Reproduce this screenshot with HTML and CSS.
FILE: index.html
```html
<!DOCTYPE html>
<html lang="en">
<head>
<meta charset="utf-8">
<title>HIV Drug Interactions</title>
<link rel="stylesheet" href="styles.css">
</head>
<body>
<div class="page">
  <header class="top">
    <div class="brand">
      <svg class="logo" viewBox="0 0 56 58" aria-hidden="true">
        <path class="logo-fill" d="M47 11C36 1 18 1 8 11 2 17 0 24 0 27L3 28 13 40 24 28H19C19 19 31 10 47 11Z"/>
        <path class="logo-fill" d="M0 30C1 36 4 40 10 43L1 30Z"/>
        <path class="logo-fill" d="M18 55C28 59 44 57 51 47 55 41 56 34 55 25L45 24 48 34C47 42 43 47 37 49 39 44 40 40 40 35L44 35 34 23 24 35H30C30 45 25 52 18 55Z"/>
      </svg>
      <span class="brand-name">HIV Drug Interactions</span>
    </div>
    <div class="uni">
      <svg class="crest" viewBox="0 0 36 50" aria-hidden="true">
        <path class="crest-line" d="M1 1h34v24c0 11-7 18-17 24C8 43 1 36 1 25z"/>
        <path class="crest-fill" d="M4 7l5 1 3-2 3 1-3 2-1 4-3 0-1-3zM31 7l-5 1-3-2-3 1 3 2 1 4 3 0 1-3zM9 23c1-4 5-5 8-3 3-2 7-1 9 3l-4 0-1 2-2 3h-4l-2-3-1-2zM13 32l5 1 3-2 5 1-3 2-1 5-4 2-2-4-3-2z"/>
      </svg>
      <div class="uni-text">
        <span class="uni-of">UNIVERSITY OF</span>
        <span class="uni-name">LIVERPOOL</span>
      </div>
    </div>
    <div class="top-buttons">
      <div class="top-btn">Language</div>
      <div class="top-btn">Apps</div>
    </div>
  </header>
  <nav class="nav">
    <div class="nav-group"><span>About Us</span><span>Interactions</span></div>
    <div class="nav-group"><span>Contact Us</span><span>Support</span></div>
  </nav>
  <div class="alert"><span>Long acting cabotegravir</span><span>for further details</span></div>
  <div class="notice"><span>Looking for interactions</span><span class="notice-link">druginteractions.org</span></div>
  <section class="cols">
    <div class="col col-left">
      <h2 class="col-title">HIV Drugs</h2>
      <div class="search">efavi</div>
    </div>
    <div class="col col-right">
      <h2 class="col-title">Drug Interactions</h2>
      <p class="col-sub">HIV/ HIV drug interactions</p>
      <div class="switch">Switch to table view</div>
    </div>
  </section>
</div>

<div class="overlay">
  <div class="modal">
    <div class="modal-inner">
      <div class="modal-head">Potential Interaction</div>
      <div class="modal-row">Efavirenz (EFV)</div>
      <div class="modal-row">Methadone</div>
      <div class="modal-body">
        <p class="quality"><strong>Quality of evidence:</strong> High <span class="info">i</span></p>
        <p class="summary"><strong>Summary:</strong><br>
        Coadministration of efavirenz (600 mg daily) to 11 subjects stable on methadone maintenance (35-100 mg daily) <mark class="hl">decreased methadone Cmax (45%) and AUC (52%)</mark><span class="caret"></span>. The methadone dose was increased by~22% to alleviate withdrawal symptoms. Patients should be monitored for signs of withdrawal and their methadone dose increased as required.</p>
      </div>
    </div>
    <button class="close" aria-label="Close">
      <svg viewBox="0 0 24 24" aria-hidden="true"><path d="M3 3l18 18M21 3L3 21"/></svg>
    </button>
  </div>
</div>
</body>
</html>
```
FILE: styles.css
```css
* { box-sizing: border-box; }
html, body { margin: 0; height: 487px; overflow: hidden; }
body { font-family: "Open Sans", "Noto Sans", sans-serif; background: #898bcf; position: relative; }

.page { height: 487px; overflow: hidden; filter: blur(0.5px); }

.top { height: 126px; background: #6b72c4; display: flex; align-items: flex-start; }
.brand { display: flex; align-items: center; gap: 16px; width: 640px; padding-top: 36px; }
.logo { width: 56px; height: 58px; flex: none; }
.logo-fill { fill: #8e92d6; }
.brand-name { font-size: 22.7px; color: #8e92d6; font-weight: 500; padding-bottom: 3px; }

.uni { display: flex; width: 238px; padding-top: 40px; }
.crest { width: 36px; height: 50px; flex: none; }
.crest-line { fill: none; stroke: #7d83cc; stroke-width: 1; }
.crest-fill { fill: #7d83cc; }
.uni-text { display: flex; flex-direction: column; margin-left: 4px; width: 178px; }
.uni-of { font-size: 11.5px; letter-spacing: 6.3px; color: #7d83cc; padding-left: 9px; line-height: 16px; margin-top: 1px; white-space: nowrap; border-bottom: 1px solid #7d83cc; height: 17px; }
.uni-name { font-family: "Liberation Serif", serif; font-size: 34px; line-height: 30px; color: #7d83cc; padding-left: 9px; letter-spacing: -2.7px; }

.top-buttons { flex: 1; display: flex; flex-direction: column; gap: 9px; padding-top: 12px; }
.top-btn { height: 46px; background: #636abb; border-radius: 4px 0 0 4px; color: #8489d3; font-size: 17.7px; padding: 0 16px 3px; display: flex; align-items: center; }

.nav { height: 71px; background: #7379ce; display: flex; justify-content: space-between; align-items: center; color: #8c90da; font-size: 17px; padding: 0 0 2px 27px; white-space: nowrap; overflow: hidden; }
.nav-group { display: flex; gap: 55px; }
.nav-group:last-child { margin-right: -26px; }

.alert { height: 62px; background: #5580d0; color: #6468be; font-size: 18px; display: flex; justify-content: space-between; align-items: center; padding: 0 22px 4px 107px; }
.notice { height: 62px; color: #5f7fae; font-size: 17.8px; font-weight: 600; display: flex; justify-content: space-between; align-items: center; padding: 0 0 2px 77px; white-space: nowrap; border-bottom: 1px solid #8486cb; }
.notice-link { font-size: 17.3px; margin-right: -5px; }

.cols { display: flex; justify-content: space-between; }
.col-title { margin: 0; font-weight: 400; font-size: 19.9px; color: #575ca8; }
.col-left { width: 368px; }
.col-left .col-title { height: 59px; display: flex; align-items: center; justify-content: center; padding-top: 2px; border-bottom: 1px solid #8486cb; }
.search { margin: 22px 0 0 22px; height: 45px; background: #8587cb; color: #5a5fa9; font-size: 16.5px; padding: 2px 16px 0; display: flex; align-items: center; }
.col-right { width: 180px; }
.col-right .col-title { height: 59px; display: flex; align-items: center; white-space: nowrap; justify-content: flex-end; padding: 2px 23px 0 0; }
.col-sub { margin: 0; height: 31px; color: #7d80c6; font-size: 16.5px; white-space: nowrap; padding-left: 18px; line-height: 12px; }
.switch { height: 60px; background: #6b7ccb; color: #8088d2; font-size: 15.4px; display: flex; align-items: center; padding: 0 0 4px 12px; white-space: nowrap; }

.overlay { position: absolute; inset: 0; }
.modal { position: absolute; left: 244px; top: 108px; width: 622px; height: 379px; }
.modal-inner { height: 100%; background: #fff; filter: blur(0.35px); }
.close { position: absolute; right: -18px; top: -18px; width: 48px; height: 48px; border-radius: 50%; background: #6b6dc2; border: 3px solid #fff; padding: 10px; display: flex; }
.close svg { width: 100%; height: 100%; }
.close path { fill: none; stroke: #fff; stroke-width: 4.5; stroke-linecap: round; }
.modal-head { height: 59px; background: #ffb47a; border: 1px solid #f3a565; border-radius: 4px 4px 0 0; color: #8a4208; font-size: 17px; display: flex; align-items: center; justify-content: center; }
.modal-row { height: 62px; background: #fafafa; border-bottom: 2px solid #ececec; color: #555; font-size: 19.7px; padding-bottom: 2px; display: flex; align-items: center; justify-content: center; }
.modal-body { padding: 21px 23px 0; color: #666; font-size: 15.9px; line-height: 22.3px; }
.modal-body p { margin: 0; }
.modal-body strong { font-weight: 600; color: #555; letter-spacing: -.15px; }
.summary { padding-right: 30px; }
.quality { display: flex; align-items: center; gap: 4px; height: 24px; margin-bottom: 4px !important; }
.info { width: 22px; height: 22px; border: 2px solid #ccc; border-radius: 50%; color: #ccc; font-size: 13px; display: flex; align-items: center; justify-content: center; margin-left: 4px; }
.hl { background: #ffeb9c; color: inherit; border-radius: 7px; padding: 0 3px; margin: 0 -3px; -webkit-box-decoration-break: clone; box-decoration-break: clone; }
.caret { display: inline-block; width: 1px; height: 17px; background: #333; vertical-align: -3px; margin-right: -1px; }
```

#####

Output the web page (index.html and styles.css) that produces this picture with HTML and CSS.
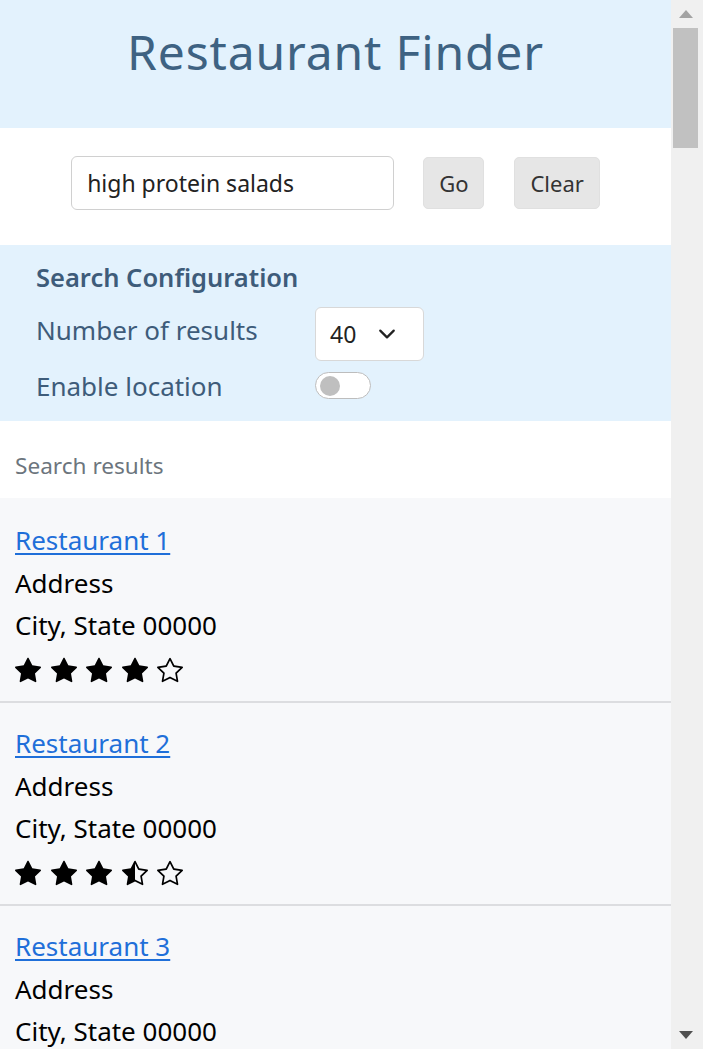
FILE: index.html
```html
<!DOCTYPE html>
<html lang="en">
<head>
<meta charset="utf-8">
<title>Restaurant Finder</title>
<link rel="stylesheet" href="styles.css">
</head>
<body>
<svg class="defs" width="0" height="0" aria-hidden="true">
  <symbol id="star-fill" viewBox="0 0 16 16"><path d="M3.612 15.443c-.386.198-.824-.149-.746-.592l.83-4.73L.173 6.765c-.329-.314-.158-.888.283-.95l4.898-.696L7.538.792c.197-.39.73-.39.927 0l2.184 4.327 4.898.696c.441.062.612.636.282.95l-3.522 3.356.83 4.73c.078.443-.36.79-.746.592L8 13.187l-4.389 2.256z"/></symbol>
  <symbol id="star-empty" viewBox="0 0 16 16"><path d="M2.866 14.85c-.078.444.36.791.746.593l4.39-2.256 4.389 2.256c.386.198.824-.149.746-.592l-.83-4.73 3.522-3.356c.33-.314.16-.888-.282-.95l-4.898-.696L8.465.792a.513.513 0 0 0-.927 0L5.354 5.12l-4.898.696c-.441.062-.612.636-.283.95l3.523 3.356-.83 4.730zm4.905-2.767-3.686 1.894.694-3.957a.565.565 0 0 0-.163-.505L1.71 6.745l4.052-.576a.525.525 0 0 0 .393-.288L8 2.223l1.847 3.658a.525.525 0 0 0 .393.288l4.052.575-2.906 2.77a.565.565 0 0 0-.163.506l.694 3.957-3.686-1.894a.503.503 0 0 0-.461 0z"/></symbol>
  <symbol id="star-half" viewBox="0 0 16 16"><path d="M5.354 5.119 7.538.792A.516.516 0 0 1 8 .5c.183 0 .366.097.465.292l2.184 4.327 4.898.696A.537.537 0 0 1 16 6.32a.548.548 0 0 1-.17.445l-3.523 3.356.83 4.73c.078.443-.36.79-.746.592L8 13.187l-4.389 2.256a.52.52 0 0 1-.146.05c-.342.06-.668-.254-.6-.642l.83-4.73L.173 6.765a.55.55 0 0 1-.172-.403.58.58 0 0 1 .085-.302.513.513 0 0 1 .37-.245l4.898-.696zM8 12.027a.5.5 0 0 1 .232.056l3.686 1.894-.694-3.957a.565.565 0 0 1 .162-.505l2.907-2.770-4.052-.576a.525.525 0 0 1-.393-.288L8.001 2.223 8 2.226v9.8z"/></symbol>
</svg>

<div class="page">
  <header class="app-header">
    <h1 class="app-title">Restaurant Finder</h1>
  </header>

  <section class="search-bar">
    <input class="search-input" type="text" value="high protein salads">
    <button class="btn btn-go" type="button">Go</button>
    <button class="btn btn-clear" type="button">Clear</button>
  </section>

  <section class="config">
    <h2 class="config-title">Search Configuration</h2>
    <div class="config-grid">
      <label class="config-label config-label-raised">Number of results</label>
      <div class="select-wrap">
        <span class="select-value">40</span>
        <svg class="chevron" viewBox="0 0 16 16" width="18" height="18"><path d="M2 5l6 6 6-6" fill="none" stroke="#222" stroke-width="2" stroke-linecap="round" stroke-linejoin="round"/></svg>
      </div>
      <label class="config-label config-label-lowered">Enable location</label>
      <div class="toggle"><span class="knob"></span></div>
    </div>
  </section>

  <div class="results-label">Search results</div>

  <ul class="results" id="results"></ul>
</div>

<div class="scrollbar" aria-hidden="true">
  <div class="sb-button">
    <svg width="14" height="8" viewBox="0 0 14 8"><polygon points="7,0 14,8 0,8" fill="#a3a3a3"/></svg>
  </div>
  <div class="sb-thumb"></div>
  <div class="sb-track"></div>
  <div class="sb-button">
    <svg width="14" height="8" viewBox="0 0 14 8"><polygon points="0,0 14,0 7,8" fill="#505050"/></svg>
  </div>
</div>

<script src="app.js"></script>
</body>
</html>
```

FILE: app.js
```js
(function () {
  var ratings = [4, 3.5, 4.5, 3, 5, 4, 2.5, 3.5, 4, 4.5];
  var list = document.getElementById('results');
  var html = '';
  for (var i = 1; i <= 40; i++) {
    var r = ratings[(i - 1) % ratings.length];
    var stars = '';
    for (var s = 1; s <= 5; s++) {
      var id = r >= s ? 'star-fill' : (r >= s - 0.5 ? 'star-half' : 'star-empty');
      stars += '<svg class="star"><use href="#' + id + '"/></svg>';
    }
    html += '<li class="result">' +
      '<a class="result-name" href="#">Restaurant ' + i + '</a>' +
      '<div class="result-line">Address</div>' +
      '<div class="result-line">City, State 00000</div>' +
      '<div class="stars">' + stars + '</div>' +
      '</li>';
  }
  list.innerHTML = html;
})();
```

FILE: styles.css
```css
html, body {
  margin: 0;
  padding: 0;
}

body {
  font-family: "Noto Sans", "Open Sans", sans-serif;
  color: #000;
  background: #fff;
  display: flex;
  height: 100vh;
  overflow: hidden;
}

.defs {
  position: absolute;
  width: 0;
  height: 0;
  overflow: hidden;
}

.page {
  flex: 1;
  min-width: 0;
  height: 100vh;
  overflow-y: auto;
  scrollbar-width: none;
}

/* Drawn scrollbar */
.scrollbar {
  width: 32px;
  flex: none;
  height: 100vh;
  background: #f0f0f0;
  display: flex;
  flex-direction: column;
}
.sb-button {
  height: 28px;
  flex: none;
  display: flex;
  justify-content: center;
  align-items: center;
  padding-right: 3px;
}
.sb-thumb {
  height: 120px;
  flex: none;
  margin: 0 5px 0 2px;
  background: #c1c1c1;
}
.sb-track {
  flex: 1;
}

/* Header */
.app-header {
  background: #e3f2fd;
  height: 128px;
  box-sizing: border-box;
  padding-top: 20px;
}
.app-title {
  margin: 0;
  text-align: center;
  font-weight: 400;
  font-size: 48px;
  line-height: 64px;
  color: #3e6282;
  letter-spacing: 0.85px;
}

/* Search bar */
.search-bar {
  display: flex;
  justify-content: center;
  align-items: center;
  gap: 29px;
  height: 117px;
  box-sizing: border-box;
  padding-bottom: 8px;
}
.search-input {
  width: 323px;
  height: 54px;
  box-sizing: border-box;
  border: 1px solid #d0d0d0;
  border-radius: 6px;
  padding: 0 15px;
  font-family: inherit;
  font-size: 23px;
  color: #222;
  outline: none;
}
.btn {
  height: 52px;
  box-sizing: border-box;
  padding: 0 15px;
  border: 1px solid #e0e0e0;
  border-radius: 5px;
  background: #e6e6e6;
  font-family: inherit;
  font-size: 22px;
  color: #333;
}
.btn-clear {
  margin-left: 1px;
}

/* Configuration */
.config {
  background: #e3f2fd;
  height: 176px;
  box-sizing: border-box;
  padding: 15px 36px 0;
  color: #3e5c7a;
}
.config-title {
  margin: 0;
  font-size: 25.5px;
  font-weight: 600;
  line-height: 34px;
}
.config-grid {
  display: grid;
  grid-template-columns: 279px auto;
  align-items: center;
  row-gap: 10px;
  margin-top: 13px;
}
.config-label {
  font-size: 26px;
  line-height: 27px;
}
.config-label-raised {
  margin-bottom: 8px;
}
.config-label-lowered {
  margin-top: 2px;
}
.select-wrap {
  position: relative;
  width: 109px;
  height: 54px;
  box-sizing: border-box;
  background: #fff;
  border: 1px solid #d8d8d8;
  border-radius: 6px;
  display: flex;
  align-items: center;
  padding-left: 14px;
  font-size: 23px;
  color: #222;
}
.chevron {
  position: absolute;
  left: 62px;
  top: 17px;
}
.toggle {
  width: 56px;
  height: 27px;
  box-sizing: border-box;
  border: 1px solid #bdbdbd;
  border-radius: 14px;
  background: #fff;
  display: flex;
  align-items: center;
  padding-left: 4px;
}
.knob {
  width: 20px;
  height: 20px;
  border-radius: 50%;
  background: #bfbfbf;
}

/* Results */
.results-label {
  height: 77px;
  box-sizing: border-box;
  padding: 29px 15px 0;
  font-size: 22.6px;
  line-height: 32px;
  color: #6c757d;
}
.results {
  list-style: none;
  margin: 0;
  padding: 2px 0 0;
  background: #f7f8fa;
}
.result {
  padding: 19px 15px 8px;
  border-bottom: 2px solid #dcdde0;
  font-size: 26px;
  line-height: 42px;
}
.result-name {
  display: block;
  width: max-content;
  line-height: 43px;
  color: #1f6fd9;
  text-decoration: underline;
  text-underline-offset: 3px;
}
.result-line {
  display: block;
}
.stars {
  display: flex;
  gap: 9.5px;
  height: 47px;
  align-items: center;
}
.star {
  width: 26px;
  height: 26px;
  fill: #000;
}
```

#####

◆ AIM: Copy every line of the data that holds the string "page".

◆ REPLY TO THE TASK:
<div class="page">
.page { height: 487px; overflow: hidden; filter: blur(0.5px); }
Output the web page (index.html and styles.css) that produces this picture with HTML and CSS.
<div class="page">
.page {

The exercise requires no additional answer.